The authors have addressed major concerns regarding the limitation of the study and described them explicitly in the Conclusion of the revised ms. Althogether, the revised ms could be potentially recommended for publication. While some parts of the Introduction have been edited, the Abstract remains to be overloaded by technical details referring to the well-known ML approaches that were employed here. Since they are only used as instruments, the suggestion is to shift the focus of the Abstract more to the problem and outcome of this current study and its potential applicability, rather than listing the (conventional) employed methods.

Author Response

Comments:

The authors have addressed major concerns regarding the limitation of the study and described them explicitly in the Conclusion of the revised ms. Alt hogether, the revised ms could be potentially recommended for publication. While some parts of the Introduction have been edited, the Abstract remains to be overloaded by technical details referring to the well-known ML approaches that were employed here. Since they are only used as instruments, the suggestion is to shift the focus of the Abstract more to the problem and outcome of this current study and its potential applicability, rather than listing the (conventional) employed methods.

Response

Thank you for your constructive suggestions. We have thoroughly revised the Abstract accordingly to shift the focus towards the research problem, key outcomes, and applicability. The technical details of the conventional methods have been streamlined, and greater emphasis is now placed on our fully automated framework, its performance gains, and its practical potential. The revised Abstract is provided below and in the manuscript. We believe it now better highlights the contribution of our work.
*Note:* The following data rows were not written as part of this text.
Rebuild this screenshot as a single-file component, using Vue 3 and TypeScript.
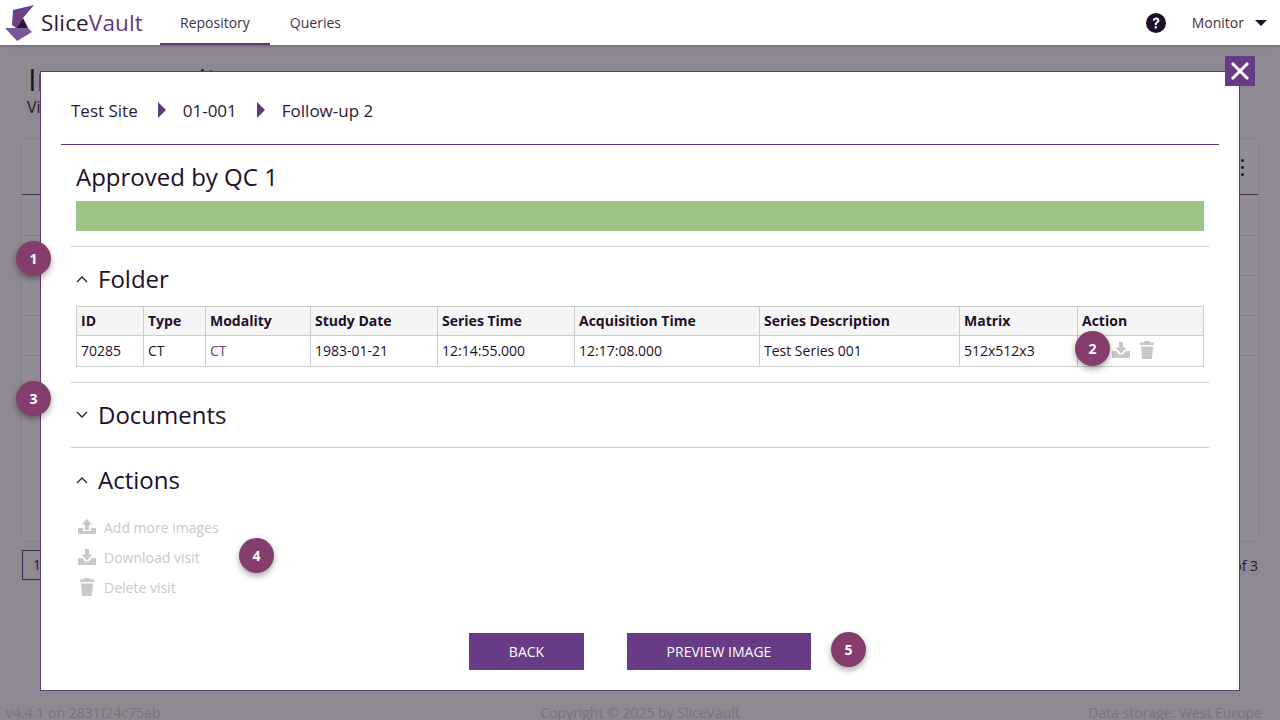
<script setup lang="ts">
const crumbs = ['Test Site', '01-001', 'Follow-up 2']

const columns = [
  { label: 'ID', width: 67 },
  { label: 'Type', width: 62 },
  { label: 'Modality', width: 105 },
  { label: 'Study Date', width: 127 },
  { label: 'Series Time', width: 137 },
  { label: 'Acquisition Time', width: 185 },
  { label: 'Series Description', width: 200 },
  { label: 'Matrix', width: 118 },
  { label: 'Action', width: 126 },
]

const row = ['70285', 'CT', 'CT', '1983-01-21', '12:14:55.000', '12:17:08.000', 'Test Series 001', '512x512x3']

const actions = [
  { label: 'Add more images', icon: 'upload' },
  { label: 'Download visit', icon: 'download' },
  { label: 'Delete visit', icon: 'trash' },
]

const badges = [
  { n: 1, x: 33, y: 259 },
  { n: 3, x: 33, y: 399 },
  { n: 2, x: 1092, y: 349 },
  { n: 4, x: 256, y: 556 },
  { n: 5, x: 848, y: 650 },
]

const uploadPath = 'M9 1 3.500 6.500H7V12h4V6.500h3.500zM0 10v6h18v-6h-5v3H5v-3z'
const downloadPath = 'M7 1v5.500H3.500L9 12.500l5.500-6H11V1zM0 10v7h18v-7h-4.500L11 13.500H7L4.500 10z'
const trashPath = 'M6.500 0h5l.8 1.500H16V4H2V1.500h3.700zM3 5.500h12L14 18H4z'
</script>

<template>
  <div class="page">
    <header class="topbar">
      <div class="brand">
        <svg class="logo" viewBox="0 0 40 45" width="40" height="45">
          <path d="M34 5 13 10 12 25 16 28 23 18Z" fill="#6b4288" />
          <path d="M23 18 16 28 28 28Z" fill="#2a1638" />
          <path d="M5 28 16 28 28 28 32 32 17 41Z" fill="#7b559a" />
        </svg>
        <span class="brand-name">Slice<em>Vault</em></span>
      </div>
      <nav class="tabs">
        <a class="tab active">Repository</a>
        <a class="tab">Queries</a>
      </nav>
      <div class="right">
        <svg class="help" viewBox="0 0 20 20" width="20" height="20">
          <circle cx="10" cy="10" r="10" fill="#1e0f2a" />
          <path d="M6.800 7.600C6.900 5.700 8.200 4.600 10.100 4.600c1.900 0 3.300 1.100 3.300 2.800 0 1.300-.7 2-1.700 2.600-.8.500-1 .8-1 1.500v.4H8.800v-.6c0-1.100.4-1.700 1.300-2.300.8-.5 1.100-.8 1.100-1.400 0-.6-.5-1-1.100-1-.7 0-1.200.4-1.300 1.100zM8.600 13.300h2.200v2.200H8.600z" fill="#fff" />
        </svg>
        <span class="user">Monitor</span>
        <span class="caret"></span>
      </div>
    </header>

    <main class="content">
      <h1 class="page-title">In progress items</h1>
      <p class="page-sub">View items in progress</p>
      <section class="card">
        <div class="card-head"><span class="dots"><i></i><i></i><i></i></span></div>
        <div class="card-row"></div>
        <div class="card-row"></div>
        <div class="card-row"></div>
        <div class="card-row"></div>
      </section>
      <div class="pager">
        <span class="page-box">1</span>
        <span class="page-of">1 of 3</span>
      </div>
    </main>

    <footer class="foot">
      <span>v4.4.1 on 2831f24c75ab</span>
      <span class="foot-mid">Copyright © 2025 by SliceVault</span>
      <span class="foot-end">Data storage: West Europe</span>
    </footer>

    <div class="backdrop">
      <div class="modal">
        <button class="close" aria-label="Close">
          <svg viewBox="0 0 20 20" width="20" height="20">
            <path d="M2 2 18 18M18 2 2 18" stroke="#fff" stroke-width="3" fill="none" />
          </svg>
        </button>

        <div class="crumbs">
          <template v-for="(c, i) in crumbs" :key="c">
            <span v-if="i > 0" class="crumb-sep"></span>
            <span>{{ c }}</span>
          </template>
        </div>

        <div class="status">
          <h2 class="status-title">Approved by QC 1</h2>
          <div class="status-bar"></div>
        </div>

        <section class="panel panel-folder">
          <h3 class="panel-head">
            <svg class="chev" viewBox="0 0 12 8" width="12" height="8"><path d="M1 7 6 2l5 5" /></svg>
            Folder
          </h3>
          <table class="grid">
            <colgroup>
              <col v-for="c in columns" :key="c.label" :style="{ width: c.width + 'px' }" />
            </colgroup>
            <thead>
              <tr><th v-for="c in columns" :key="c.label">{{ c.label }}</th></tr>
            </thead>
            <tbody>
              <tr>
                <td v-for="(v, i) in row" :key="i" :class="{ link: i === 2 }">{{ v }}</td>
                <td>
                  <div class="cell-icons">
                    <svg viewBox="0 0 18 18" width="18" height="18"><path :d="downloadPath" /></svg>
                    <svg viewBox="0 0 18 18" width="18" height="18"><path :d="trashPath" /></svg>
                  </div>
                </td>
              </tr>
            </tbody>
          </table>
        </section>

        <section class="panel">
          <h3 class="panel-head">
            <svg class="chev" viewBox="0 0 12 8" width="12" height="8"><path d="M1 1l5 5 5-5" /></svg>
            Documents
          </h3>
        </section>

        <section class="panel panel-last">
          <h3 class="panel-head">
            <svg class="chev" viewBox="0 0 12 8" width="12" height="8"><path d="M1 7 6 2l5 5" /></svg>
            Actions
          </h3>
          <ul class="action-list">
            <li v-for="a in actions" :key="a.label">
              <svg viewBox="0 0 18 18" width="18" height="18">
                <path :d="a.icon === 'upload' ? uploadPath : a.icon === 'download' ? downloadPath : trashPath" />
              </svg>
              {{ a.label }}
            </li>
          </ul>
        </section>

        <div class="buttons">
          <button class="btn btn-back">BACK</button>
          <button class="btn btn-preview">PREVIEW IMAGE</button>
        </div>
      </div>
    </div>

    <span
      v-for="b in badges"
      :key="b.n"
      class="badge"
      :style="{ left: b.x + 'px', top: b.y + 'px' }"
    >{{ b.n }}</span>
  </div>
</template>

<style>
html, body { margin: 0; background: #fff; overflow: hidden; }
</style>

<style scoped>
.page {
  position: relative;
  width: 1280px;
  height: 720px;
  overflow: hidden;
  display: flex;
  flex-direction: column;
  background: #f6f6f6;
  color: #1e0f2a;
  font-family: "Open Sans", "Noto Sans", sans-serif;
}

.topbar {
  position: relative;
  z-index: 3;
  flex: none;
  height: 45px;
  display: flex;
  align-items: stretch;
  background: #fff;
  box-shadow: 0 1px 3px rgba(0, 0, 0, 0.3);
}

.brand {
  width: 160px;
  box-sizing: border-box;
  display: flex;
  align-items: center;
  gap: 1px;
}

.logo { flex: none; }

.brand-name {
  font-size: 22.500px;
  line-height: 45px;
  letter-spacing: 0.15px;
  color: #2b1a38;
}

.brand-name em {
  font-style: normal;
  color: #5f3b7c;
}

.tabs { display: flex; }

.tab {
  padding: 0 20px;
  font-size: 14px;
  line-height: 45px;
  color: #3d3346;
  box-sizing: border-box;
}

.tab.active { border-bottom: 2px solid #5e3a78; }

.right {
  margin-left: auto;
  padding-right: 13px;
  display: flex;
  align-items: center;
}

.help { margin-right: 26px; }

.user {
  font-size: 14px;
  color: #3d3346;
  margin-right: 11px;
}

.caret {
  width: 0;
  height: 0;
  border-left: 6px solid transparent;
  border-right: 6px solid transparent;
  border-top: 6px solid #1e0f2a;
}

.content {
  flex: 1;
  padding: 16px 22px 0;
  min-height: 0;
}

.page-title {
  margin: 0 0 0 6px;
  font-size: 31px;
  font-weight: 500;
  line-height: 37px;
  white-space: nowrap;
}

.page-sub {
  margin: 0 0 0 5px;
  font-size: 16px;
  line-height: 18px;
}

.card {
  margin-top: 24px;
  height: 400px;
  background: #fff;
  box-shadow: 0 0 2px rgba(0, 0, 0, 0.15);
}

.card-head {
  height: 54px;
  border-bottom: 1px solid #5e3a78;
  display: flex;
  justify-content: flex-end;
  align-items: center;
  padding-right: 14px;
}

.dots {
  display: flex;
  flex-direction: column;
  gap: 4px;
}

.dots i {
  width: 3px;
  height: 3px;
  border-radius: 50%;
  background: #1e0f2a;
}

.card-row {
  height: 40px;
  box-sizing: border-box;
  border-bottom: 1px solid #e4e4e4;
}

.card-head + .card-row { height: 41px; }

.pager {
  display: flex;
  justify-content: space-between;
  align-items: center;
  margin-top: 10px;
}

.page-box {
  width: 30px;
  height: 30px;
  line-height: 28px;
  padding-left: 10px;
  box-sizing: border-box;
  border: 1px solid #5e3a78;
  font-size: 14px;
}

.page-of { font-size: 14px; }

.foot {
  flex: none;
  display: grid;
  grid-template-columns: 1fr auto 1fr;
  padding: 0 6px;
  height: 17px;
  font-size: 14px;
  line-height: 20px;
  color: #ccc;
}

.foot-end {
  text-align: right;
  padding-right: 12px;
}

.backdrop {
  position: absolute;
  inset: 45px 0 0;
  z-index: 2;
  background: rgba(38, 26, 46, 0.5);
}

.modal {
  position: absolute;
  left: 40px;
  top: 26px;
  width: 1200px;
  height: 620px;
  box-sizing: border-box;
  background: #fff;
  border: 1px solid #5e3a78;
  padding: 0 20px 20px;
  display: flex;
  flex-direction: column;
}

.close {
  position: absolute;
  right: -16px;
  top: -16px;
  width: 30px;
  height: 30px;
  padding: 0;
  border: 0;
  background: #673b85;
  display: flex;
  align-items: center;
  justify-content: center;
}

.crumbs {
  height: 73px;
  flex: none;
  box-sizing: border-box;
  border-bottom: 1px solid #5e3a78;
  padding: 4px 0 0 10px;
  display: flex;
  align-items: center;
  font-size: 17px;
  color: #2b1a38;
}

.crumb-sep {
  width: 0;
  height: 0;
  margin: 0 17px 0 20px;
  border-top: 8px solid transparent;
  border-bottom: 8px solid transparent;
  border-left: 8px solid #5e3a78;
}

.status {
  flex: none;
  height: 102px;
  box-sizing: border-box;
  border-bottom: 1px solid #ccc;
  margin: 0 10px;
  padding: 15px 5px;
}

.status-title {
  margin: 0 0 8px;
  font-size: 24px;
  font-weight: 400;
  line-height: 33px;
}

.status-bar {
  height: 30px;
  background: #9fc487;
}

.panel {
  margin: 0 10px;
  padding: 16px 5px;
  border-bottom: 1px solid #ccc;
}

.panel-folder { padding-bottom: 15px; }

.panel-last {
  border-bottom: 0;
  padding-bottom: 0;
}

.panel-head {
  margin: 0;
  display: flex;
  align-items: center;
  gap: 10px;
  font-size: 24px;
  font-weight: 400;
  line-height: 32px;
}

.chev {
  fill: none;
  stroke: #2b1a38;
  stroke-width: 1.300;
}

.grid {
  margin-top: 11px;
  width: 1127px;
  table-layout: fixed;
  border-collapse: collapse;
  font-size: 14px;
}

.grid th,
.grid td {
  border: 1px solid #ccc;
  padding: 0 4px 2px;
  text-align: left;
  white-space: nowrap;
  overflow: hidden;
}

.grid th {
  height: 26px;
  background: #f5f5f5;
  font-weight: 700;
}

.grid td { height: 28px; }

.grid td.link { color: #6b4288; }

.cell-icons {
  display: flex;
  gap: 8px;
  padding-left: 30px;
}

.cell-icons svg { fill: #c8c8c8; }

.action-list {
  margin: 16px 0 0;
  padding: 0;
  list-style: none;
  display: flex;
  flex-direction: column;
}

.action-list li {
  height: 30px;
  display: flex;
  align-items: center;
  gap: 8px;
  padding-left: 2px;
  font-size: 14px;
  color: #c8c8c8;
}

.action-list svg { fill: #c8c8c8; }

.buttons {
  margin-top: auto;
  display: flex;
  justify-content: center;
  gap: 43px;
}

.btn {
  height: 37px;
  border: 0;
  background: #673b85;
  color: #fff;
  font-family: inherit;
  font-size: 14px;
  padding: 0;
}

.btn-back { width: 115px; }

.btn-preview { width: 184px; }

.badge {
  position: absolute;
  z-index: 4;
  width: 35px;
  height: 35px;
  margin: -18px 0 0 -17px;
  border-radius: 50%;
  background: #853d6b;
  color: #fff;
  font-size: 14px;
  font-weight: 700;
  display: flex;
  align-items: center;
  justify-content: center;
  box-shadow: 0 3px 6px rgba(0, 0, 0, 0.35);
}
</style>
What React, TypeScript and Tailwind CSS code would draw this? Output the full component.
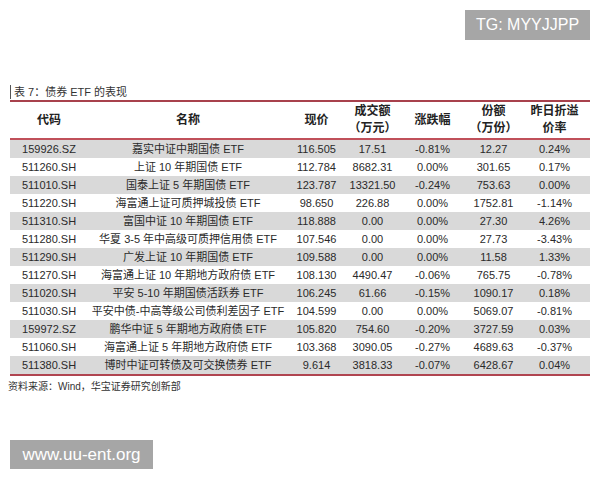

If further adjustments are needed, we are happy to continue refining it based on your valuable feedback.

Revision (Page 1; Lines 16-30):

Accurate and automated identification of water bodies from satellite imagery is critical for environmental monitoring, water resource management, and disaster response. Current deep learning approaches, however, suffer from a strong dependence on manual hyperparameter tuning, which limits their automation capability and robustness in complex, multi-scale scenarios. To overcome this limitation, this study proposes a fully automated segmentation framework that synergistically integrates an enhanced U-Net model with a novel hybrid evolutionary optimization strategy. Extensive experiments on public Kaggle and Sentinel-2 datasets demonstrate the superior performance of our method, which achieves a Pixel Accuracy of 96.79% and an F1-Score of 94.75, outperforming various mainstream baseline models by over 10% in key metrics. The framework effectively ad-dresses the class imbalance problem and enhances feature representation without human intervention. This work provides a viable and efficient path toward fully automated re-mote sensing image analysis, with significant potential for application in large-scale water resource monitoring, dynamic environmental assessment, and emergency disaster management.

Author Response File: Author Response.pdf

Reviewer 4 Report

Comments and Suggestions for Authors

I have no more comments. Congratulations

Author Response

We sincerely thank you for your thoughtful guidance and valuable time. Each of your suggestions has been deeply inspiring, and the transformation of this manuscript from the initial draft to the final version is entirely due to these valuable comments. We also hope to build on these insights to further plan future research directions and look forward to continued valuable achievements.